Compromise or no, however, in the eyes of millions of Mexicans, Lopez Obrador represents a chance to scrap the present economic policies of Fox's National Action Party. Despite being lauded as the party that broke the 71-year stranglehold of the former ruling Institutional Revolutionary Party (PRI), the PAN strategy of basing economic development on privatization and foreign investment is indistinguishable from the PRI before it. Both parties' austerity policies have held wages down and discouraged independent union organization, while opening Mexico to imports from the US. The flood of cheap corn--a staple crop of millions of small Mexican farmers--has multiplied by 15 times during the 12 years the North American Free Trade Agreement has been in effect.
As a result, income has declined over the last two decades. The government itself estimates that 40 of the country's 104.5 million people live in poverty, 25 million in extreme poverty. Mexico has become an exporter both of the goods made by low-wage labor in foreign-owned border factories, and of labor itself, as millions of people cross that border looking for work in the north.
The march of a million Mexicans is a clear demonstration that movements protesting those policies are growing. According to Alvarez, "the social movements of the last two years have been, in the countryside, openly against NAFTA, and in the city, against privatization and the dismantling of the welfare state." This is the upsurge in popular sentiment that Lopez Obrador hopes to ride into office, and the reason why he represents such a problem, not just for Fox, but for the Bush administration as well. Mexico, under the impetus of this movement, will go in the direction of Brazil, Ecuador, Argentina, Uruguay, and even Venezuela--rejecting the free trade model, and economic control from Washington.
"What people want is justice," says Rufino Dominguez, coordinator of the Indigenous Front of Binational Organizations, a group that organizes indigenous people both in their home communities in Mexico, and as the latest and largest wave of migrants coming to the US. "To us, democracy means more than elections. It means economic stability--our capacity to make a living in Mexico, without having to migrate. It means a halt to the continued violation of human rights in our communities. It means having a government that attends to the needs of the people. We're tired of governments which put other interests first."
No one understands the price of free trade policies better than those who have paid it, leaving their homes and traveling thousands of miles in search of work. "We know the reasons we have to leave," Dominguez asserts. "Over 5000 of us have died trying to cross the border in the last decade."
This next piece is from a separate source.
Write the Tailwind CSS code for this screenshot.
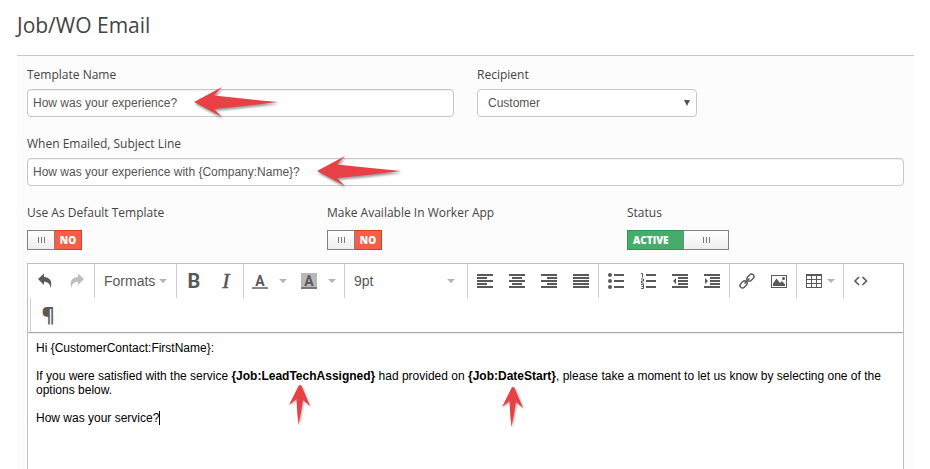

The Frente's leader in the southern Mexico state of Oaxaca, Juan Romualdo Gutierrez Cortez, an elementary school teacher, emphasizes that "migration is a necessity, not a choice -- there is no work here. Education is linked to development. You can't tell a child to study to be a doctor if there is no work for doctors in Mexico. It is a very daunting task for a Mexican teacher to convince students to get an education and stay in the country. Children learn by example. If a student sees his older brother migrate to the United States, build a house and buy a car, he will follow."
Integrating Mexico's exile population into the country's political process is a fundamental part of its movement for democracy. Those pushed out by these economic forces want the right to participate in deciding whether or not free trade policies, responsible for their forced migration, should be changed.
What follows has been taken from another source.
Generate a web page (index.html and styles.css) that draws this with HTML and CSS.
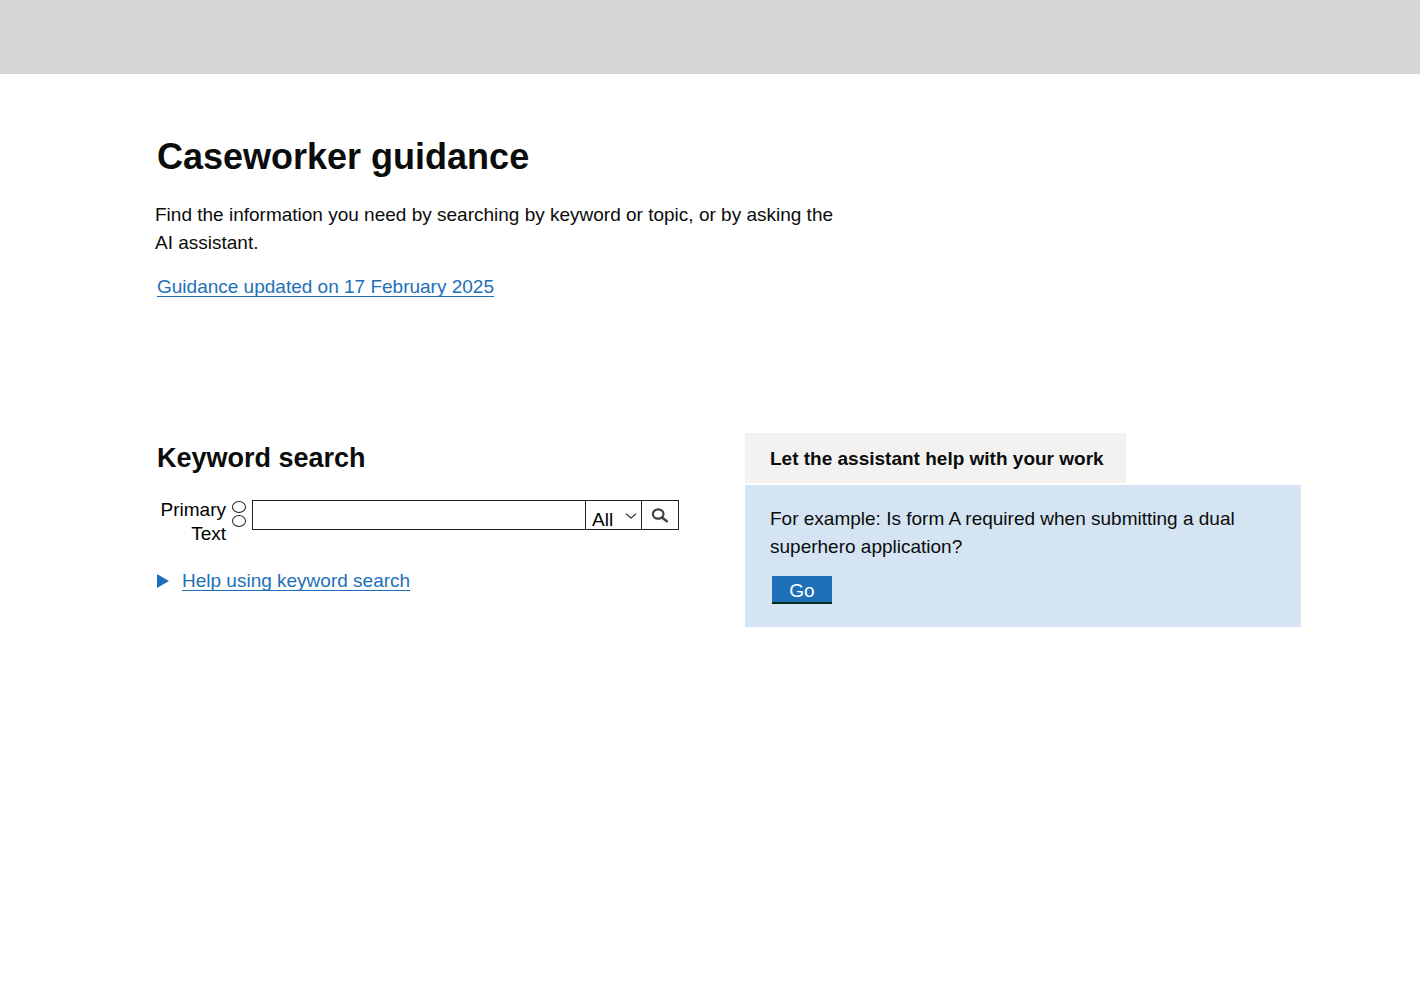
FILE: index.html
```html
<!DOCTYPE html>
<html lang="en">
<head>
<meta charset="utf-8">
<meta name="viewport" content="width=device-width, initial-scale=1">
<title>Caseworker guidance</title>
<link rel="stylesheet" href="styles.css">
</head>
<body>
<header class="banner"></header>
<main class="page">
  <section class="intro">
    <h1 class="title">Caseworker guidance</h1>
    <p class="lead">Find the information you need by searching by keyword or topic, or by asking the AI assistant.</p>
    <a class="link updated" href="#">Guidance updated on 17 February 2025</a>
  </section>
  <div class="columns">
    <section class="keyword">
      <h2 class="subtitle">Keyword search</h2>
      <form class="search">
        <label class="search-label" for="query">Primary Text</label>
        <div class="choices">
          <input class="choice" type="radio" name="field" aria-label="Primary">
          <input class="choice" type="radio" name="field" aria-label="Text">
        </div>
        <div class="search-box">
          <input class="query" id="query" type="text">
          <div class="scope">
            <select class="scope-select" aria-label="Topic"><option>All</option></select>
            <svg class="chevron" viewBox="0 0 12 6" aria-hidden="true"><path d="M0.8 0.6 L6 5 L11.2 0.6" fill="none" stroke="#222" stroke-width="1.1"/></svg>
          </div>
          <button class="search-button" type="button" aria-label="Search">
            <svg class="glass" viewBox="0 0 18 16" aria-hidden="true"><ellipse cx="7.2" cy="7" rx="5.3" ry="4.7" fill="none" stroke="#3d4347" stroke-width="2.2"/><path d="M11 10.4 L15.8 14.2" stroke="#3d4347" stroke-width="2.5" stroke-linecap="round"/></svg>
          </button>
        </div>
      </form>
      <details class="help">
        <summary class="help-summary"><svg class="arrow" viewBox="0 0 12 14" aria-hidden="true"><path d="M0 0 L12 7 L0 14 Z" fill="#1d70b8"/></svg><span class="link">Help using keyword search</span></summary>
      </details>
    </section>
    <section class="assistant">
      <h2 class="assistant-title">Let the assistant help with your work</h2>
      <div class="assistant-panel">
        <p class="example">For example: Is form A required when submitting a dual superhero application?</p>
        <button class="go" type="button">Go</button>
      </div>
    </section>
  </div>
</main>
</body>
</html>
```
FILE: styles.css
```css
* {
  box-sizing: border-box;
}

body {
  margin: 0;
  background: #fff;
  color: #0b0c0c;
  font-family: "Liberation Sans", Arial, sans-serif;
  font-size: 19px;
  line-height: 28px;
}

h1, h2, p {
  margin: 0;
}

.banner {
  height: 74px;
  background: #d6d6d6;
}

.page {
  padding: 60px 119px 60px 155px;
}

.title {
  padding-left: 2px;
  font-size: 36px;
  line-height: 46px;
}

.lead {
  max-width: 690px;
  margin-top: 21px;
}

.link {
  color: #1d70b8;
  text-decoration: underline;
  text-decoration-thickness: 1px;
  text-decoration-skip-ink: none;
  text-underline-offset: 3px;
}

.updated {
  display: inline-block;
  margin: 16px 0 0 2px;
}

.columns {
  display: grid;
  grid-template-columns: minmax(0, 522fr) minmax(0, 556fr);
  column-gap: 66px;
  align-items: start;
  margin-top: 132px;
  padding-left: 2px;
}

.subtitle {
  margin-top: 8px;
  font-size: 27px;
  line-height: 34px;
}

.search {
  display: flex;
  align-items: flex-start;
  gap: 6px;
  margin-top: 23px;
}

.search-label {
  width: 69px;
  color: #000;
  line-height: 24px;
  text-align: right;
}

.choices {
  display: flex;
  flex-direction: column;
  gap: 2px;
  padding-top: 3px;
}

.choice {
  width: 14px;
  height: 12px;
  margin: 0;
  appearance: none;
  border: 1px solid #222;
  border-radius: 50%;
}

.choice:checked {
  background: #222;
}

.search-box {
  display: flex;
  flex: 1;
  height: 30px;
  margin-top: 2px;
  border: 1px solid #222;
}

.query {
  flex: 1;
  min-width: 0;
  padding: 0 6px;
  border: 0;
  font: inherit;
}

.scope {
  position: relative;
  width: 57px;
  border: solid #222;
  border-width: 0 1px;
}

.scope-select {
  width: 100%;
  height: 28px;
  padding: 10px 0 0 6px;
  appearance: none;
  border: 0;
  background: transparent;
  color: #000;
  font: inherit;
  line-height: 18px;
}

.chevron {
  position: absolute;
  top: 12px;
  right: 4px;
  width: 12px;
  height: 6px;
  pointer-events: none;
}

.search-button {
  display: flex;
  align-items: center;
  justify-content: center;
  width: 36px;
  padding: 0;
  border: 0;
  background: transparent;
}

.glass {
  width: 18px;
  height: 16px;
}

.help {
  margin-top: 21px;
}

.help-summary {
  display: flex;
  align-items: center;
  gap: 13px;
  list-style: none;
  cursor: pointer;
}

.arrow {
  width: 12px;
  height: 14px;
}

.assistant-title {
  width: fit-content;
  padding: 12px 22px 10px 25px;
  background: #f3f2f1;
  font-size: 19px;
  line-height: 28px;
}

.assistant-panel {
  margin-top: 2px;
  padding: 20px 25px 23px;
  background: #d4e4f3;
}

.example {
  max-width: 490px;
}

.go {
  display: block;
  width: 60px;
  height: 28px;
  margin: 15px 0 0 2px;
  padding: 3px 0 0;
  border: 0;
  border-bottom: 2px solid #002d18;
  background: #1d70b8;
  color: #fff;
  font: inherit;
  line-height: 22px;
}
```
According to Jesus Martinez, a professor at California State University in Fresno, "Mexico has undergone a process of democratic transformation since the 1980s, but it is still incomplete. Mexicans living abroad, who represent 16% of the electorate, still have not been granted the right to vote. That's part of the inclusion that has to take place."
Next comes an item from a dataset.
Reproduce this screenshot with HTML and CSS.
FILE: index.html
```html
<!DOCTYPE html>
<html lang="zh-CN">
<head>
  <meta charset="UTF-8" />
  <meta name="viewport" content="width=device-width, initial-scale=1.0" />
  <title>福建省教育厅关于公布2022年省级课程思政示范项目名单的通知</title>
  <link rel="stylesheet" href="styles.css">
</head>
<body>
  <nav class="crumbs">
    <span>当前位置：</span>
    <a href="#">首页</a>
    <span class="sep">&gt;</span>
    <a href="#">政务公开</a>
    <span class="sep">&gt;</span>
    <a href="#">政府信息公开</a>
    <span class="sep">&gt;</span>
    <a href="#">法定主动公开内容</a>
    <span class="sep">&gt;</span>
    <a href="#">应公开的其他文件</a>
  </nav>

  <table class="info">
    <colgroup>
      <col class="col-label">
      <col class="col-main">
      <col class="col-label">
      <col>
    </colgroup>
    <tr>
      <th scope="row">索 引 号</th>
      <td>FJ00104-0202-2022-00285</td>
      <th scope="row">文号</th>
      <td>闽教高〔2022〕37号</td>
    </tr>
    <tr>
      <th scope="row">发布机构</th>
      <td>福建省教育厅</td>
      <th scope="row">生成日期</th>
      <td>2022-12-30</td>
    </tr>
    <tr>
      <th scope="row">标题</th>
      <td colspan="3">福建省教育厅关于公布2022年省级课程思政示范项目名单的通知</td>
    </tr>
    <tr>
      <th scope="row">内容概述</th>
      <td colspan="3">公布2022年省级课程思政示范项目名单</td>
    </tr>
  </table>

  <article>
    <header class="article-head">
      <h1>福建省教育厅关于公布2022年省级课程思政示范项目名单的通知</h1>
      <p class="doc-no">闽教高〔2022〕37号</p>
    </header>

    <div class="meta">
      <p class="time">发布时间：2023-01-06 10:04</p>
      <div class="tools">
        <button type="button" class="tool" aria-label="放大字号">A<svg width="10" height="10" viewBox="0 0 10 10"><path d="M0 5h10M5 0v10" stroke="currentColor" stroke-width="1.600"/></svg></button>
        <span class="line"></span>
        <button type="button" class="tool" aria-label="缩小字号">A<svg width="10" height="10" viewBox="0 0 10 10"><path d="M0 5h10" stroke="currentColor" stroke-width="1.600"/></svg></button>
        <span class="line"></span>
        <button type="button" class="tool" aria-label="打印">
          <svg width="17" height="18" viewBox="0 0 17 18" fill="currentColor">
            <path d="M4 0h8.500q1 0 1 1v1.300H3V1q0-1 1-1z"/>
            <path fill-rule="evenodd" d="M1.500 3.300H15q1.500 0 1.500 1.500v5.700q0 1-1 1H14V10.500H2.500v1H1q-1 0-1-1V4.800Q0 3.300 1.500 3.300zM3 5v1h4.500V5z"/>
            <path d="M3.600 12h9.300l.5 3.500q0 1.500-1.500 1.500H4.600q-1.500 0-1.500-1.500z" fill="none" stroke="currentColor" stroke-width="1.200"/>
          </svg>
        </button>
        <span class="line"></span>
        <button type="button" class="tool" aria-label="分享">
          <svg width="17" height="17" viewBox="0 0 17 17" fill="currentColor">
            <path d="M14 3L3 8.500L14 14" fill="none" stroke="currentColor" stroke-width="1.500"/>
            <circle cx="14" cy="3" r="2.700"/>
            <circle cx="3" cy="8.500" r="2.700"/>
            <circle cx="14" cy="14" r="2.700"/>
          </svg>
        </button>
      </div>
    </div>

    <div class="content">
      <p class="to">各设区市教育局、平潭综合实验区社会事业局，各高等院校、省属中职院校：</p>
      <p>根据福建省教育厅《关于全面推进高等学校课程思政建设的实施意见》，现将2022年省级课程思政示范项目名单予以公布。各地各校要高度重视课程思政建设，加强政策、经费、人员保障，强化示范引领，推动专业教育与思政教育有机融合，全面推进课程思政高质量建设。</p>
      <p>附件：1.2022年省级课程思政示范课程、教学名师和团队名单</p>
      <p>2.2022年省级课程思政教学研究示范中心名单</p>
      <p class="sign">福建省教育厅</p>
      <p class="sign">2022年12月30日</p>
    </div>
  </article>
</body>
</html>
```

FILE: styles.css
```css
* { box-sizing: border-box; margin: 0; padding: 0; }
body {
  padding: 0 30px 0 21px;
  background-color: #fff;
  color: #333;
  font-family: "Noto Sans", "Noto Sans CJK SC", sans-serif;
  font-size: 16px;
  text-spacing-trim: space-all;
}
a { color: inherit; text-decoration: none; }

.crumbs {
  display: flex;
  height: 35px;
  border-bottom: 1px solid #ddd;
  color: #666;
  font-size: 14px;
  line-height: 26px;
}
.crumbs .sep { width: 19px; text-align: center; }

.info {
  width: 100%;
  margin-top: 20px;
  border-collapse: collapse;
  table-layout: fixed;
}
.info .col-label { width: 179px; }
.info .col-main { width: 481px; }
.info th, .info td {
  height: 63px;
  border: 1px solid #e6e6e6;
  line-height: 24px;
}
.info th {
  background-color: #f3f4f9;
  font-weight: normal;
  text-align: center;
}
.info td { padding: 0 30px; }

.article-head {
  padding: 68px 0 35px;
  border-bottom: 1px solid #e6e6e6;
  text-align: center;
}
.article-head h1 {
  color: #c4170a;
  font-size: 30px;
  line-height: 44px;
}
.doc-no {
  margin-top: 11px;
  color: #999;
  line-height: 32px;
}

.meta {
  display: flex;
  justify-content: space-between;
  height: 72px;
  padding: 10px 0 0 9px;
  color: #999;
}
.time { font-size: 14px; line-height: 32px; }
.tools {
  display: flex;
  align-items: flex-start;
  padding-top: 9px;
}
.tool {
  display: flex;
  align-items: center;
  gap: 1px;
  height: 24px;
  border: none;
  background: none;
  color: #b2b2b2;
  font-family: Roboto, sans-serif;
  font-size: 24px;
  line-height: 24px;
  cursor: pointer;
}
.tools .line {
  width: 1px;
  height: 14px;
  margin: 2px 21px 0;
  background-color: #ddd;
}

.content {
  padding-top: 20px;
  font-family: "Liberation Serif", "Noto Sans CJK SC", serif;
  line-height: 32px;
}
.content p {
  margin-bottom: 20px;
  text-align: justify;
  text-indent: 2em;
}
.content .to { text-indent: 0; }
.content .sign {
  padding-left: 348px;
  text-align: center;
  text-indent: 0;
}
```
Mexico's exile population is excluded from the political process that governs peoples' lives in the US as well. Undocumented migrants (estimated at over 4 million people) are excluded from all US social benefit programs. The US Congress recently decided to make obtaining a drivers license almost impossible. Even the act of working is a Federal crime, despite the fact that big sections of the US economy are totally dependent on migrant labor. Legal or not, Mexican migrants cannot vote to chose the political representatives who decide basic questions of wages and conditions at work, the education of their children, their healthcare or lack of it, or even whether they can walk the streets without fear of arrest and deportation.
Although excluded from the US electorate, popular pressure to guarantee migrants the right to vote in Mexican elections has been growing for two decades. Last year, Martinez was elected a deputy to the Michoacan state legislature, representing his state's residents living abroad. He was a candidate of the Democratic Revolutionary Party (PRD), the party of Lopez Obrador. "In Michoacan, we're trying to carry out reforms that can do justice to the role migrants play in our lives," Martinez says. "We have the most pro-immigrant governor in the state's history, who has finally treated migrant concerns as a priority."
On a national level, however, the PAN and PRI have resisted change, while simultaneously claiming interest in the vote of Mexicans living abroad. Fox and the PAN congratulate migrants for sending home remittances to their families, which last year totaled $17 billion. This money now sustains entire communities, easing pressure on the government to find funding for education, healthcare, social services or economic development. Employers in the US likewise find the present system convenient, since they have no obligation to pay the cost of maintaining the communities from which their workers come.
But convenience comes at a price. The Mexico-based political machines which produced the votes which kept the PRI in power for decades, and which now support the PAN as well, have little influence or control over the votes of people living thousands of miles away, in another country entirely. And Mexicans living in the US have little reason to be loyal to a political class that created the conditions forcing them to emigrate.
PRI and PAN control the national congress, and while they voted over a decade ago to permit Mexicans in the US to vote, they only set up a system to implement that decision at the end of April. It is a very limited implementation. Voters will require a credential that can only be obtained in their home communities, and will only be able to vote by mail in 2006. Some observers believe that of the 9.2 million Mexicans living in the US, fewer than half a million will actually cast ballots.
"It is limited," concedes Dominguez, "but it is the fruit of many years of fighting by organizations here in the US. It's not all we wanted, but it's a beginning. And most important, now that they've passed the law and started to create a process, there's no going back."
Dominguez believes that in a close election, barring fraud, even the votes of 500,000 people could determine Mexico's next president. This prospect is as frightening to both PRI and PAN as the candidacy of Lopez Obrador. Not only might there be a candidate proposing a change in Mexico's direction, but a sizable number of people with good reasons for voting for him.